En definitiva, Payne es un imprescindible del cine, pero su nueva película, Pequeña gran vida, es la más floja de su filmografía.
Antes que nada, es su proyecto más ambicioso, que puede colocarse en la categoría de ciencia ficción o en la más amplia de fábula con mensaje. Y el problema de las fábulas no es la fabulación sino el mensaje, que desea primar por encima de todo, bien claro y contundente. Ambición y mensaje, mala cosa.
En un mundo cada vez más deteriorado por la especie humana, la más débil de las especies y paradójicamente la que domina a todas las otras y controla —y destroza— los recursos naturales, los científicos noruegos han descubierto una solución: empequeñecerse. Si los humanos nos reducimos a los diez centímetros, gastamos mucho menos y sobre todo dejamos muchísima menos basura en el mundo.
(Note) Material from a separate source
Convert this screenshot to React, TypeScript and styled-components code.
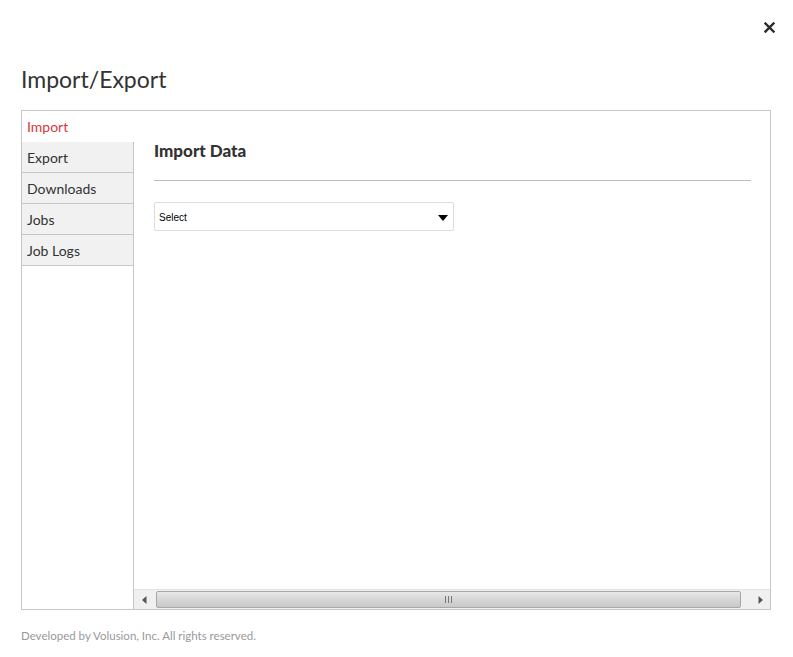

Es lo que deciden Paul y Audrey Safranek (Matt Damon y Kristen Wiig) para resolver sus acuciantes problemas económicos: convertirse en una pareja menguante e ir a vivir a la comunidad modélica de liliputienses, que es una especie de mundo a lo Truman Show, protegido por una esfera, con cero contaminación y cero maldad, donde los niños juegan sobre un pasto verde que parece recién pintado, los perros corren armoniosamente tras el disco de plástico y los padres contemplan el espectáculo desde el umbral de sus casas con una sonrisa perfecta.
Y aquí tenemos alguna sorpresa y un cruce de caminos. La historia —coescrita junto a Jim Taylor, la misma dupla de Entre copas, que se llevó un Globo de Oro y un Oscar al mejor guion adaptado— podría haber ido por el lado del humor y la ironía hacia lo que ocurre con la nueva humanidad (¿es humanidad al ser más pequeña? ¿Mantiene también sus características negativas: envidia, usura, poder indiscriminado?), pero prefirieron la opción más seria, ecológica e idealizada de rescatar el bien y el amor. Contribuye a esta decisión la activista vietnamita que encarna la tailandesa Hong Chau, que tiene dos problemas: uno de guion —el personaje es el deber ser cuadrado, sin matices, en definitiva el corazón del argumento— y otro de interpretación, que es la voz chillona e insoportable de la actriz.
Hay, no obstante, buenos pasajes, como la fiesta desbundada a la que acude el personaje paloma de Damon —siempre bien— y que en el pico de su intoxicación con éxtasis, deambular de zombie y la carita en el cielo, anuncia como gran relajo:
—Me quiero sacar los zapatos.
Pequeña gran vida (Downsizing). EE.UU., 2017. Dirección: Alexander Payne. Guion: A. Payne y Jim Taylor. Con Matt Damon, Christoph Waltz, Hong Chau, Kristen Wiig, Udo Kier, Jason Sudeikis. Duración: 135 minutos.